*WRITTEN PROBLEM*
Exactly retype the lines from the top of the data through the line containing "import React from 'react';", leaving out every picture.
** START **
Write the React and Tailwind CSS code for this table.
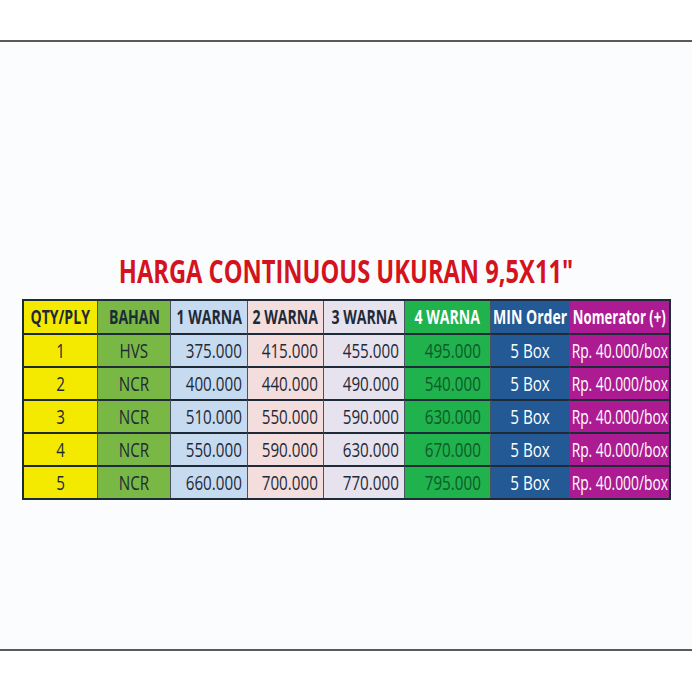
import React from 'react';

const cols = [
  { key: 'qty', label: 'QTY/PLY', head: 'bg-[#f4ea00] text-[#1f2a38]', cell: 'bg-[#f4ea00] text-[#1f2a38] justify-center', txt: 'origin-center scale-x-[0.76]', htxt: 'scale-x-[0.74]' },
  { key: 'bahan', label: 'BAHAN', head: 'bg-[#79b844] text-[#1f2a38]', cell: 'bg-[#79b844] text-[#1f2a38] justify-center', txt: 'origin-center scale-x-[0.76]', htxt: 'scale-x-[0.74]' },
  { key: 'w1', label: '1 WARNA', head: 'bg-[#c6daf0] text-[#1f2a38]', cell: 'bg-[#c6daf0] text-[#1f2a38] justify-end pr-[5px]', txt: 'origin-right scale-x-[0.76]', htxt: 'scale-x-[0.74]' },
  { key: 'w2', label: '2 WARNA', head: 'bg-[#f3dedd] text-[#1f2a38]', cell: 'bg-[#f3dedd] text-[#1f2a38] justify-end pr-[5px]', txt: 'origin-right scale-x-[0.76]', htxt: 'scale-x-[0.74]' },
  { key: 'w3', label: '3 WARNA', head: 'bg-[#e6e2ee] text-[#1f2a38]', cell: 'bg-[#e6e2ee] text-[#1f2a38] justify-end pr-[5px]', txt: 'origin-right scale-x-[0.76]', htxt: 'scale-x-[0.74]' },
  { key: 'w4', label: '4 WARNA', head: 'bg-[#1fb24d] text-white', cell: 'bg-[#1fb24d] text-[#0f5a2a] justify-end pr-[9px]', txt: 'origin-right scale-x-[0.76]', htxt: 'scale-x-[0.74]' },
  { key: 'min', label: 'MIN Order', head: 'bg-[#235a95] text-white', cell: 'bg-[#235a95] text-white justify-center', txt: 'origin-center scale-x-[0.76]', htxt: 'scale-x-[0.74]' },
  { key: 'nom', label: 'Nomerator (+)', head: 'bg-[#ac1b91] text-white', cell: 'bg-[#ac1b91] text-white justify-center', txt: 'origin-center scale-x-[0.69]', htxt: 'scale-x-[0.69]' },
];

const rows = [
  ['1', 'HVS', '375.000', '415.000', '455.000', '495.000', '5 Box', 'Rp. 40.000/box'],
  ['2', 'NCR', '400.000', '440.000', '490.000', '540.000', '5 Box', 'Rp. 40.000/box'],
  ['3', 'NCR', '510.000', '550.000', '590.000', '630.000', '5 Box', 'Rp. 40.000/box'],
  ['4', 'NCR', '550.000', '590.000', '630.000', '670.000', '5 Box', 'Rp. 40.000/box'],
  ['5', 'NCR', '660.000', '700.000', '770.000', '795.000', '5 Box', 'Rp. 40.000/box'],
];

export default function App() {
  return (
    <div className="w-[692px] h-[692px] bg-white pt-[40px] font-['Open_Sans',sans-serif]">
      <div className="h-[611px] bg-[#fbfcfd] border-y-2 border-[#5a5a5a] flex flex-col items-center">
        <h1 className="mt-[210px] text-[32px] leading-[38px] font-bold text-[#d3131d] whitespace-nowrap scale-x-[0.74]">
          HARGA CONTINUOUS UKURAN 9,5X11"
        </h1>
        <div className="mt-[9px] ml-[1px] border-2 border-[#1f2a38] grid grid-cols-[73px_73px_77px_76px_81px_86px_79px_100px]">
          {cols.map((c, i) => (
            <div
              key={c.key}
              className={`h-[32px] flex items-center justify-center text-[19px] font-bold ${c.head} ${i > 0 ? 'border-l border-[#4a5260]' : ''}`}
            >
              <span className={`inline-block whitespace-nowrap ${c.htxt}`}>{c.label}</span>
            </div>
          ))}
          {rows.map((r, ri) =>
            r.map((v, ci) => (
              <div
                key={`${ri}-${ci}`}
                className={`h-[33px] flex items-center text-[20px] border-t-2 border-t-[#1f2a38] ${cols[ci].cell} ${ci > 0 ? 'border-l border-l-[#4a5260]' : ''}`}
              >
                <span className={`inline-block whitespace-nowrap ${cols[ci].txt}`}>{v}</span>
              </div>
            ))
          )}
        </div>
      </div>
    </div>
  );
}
** END **
*RIGHT ANSWER*
Write the React and Tailwind CSS code for this table.
import React from 'react';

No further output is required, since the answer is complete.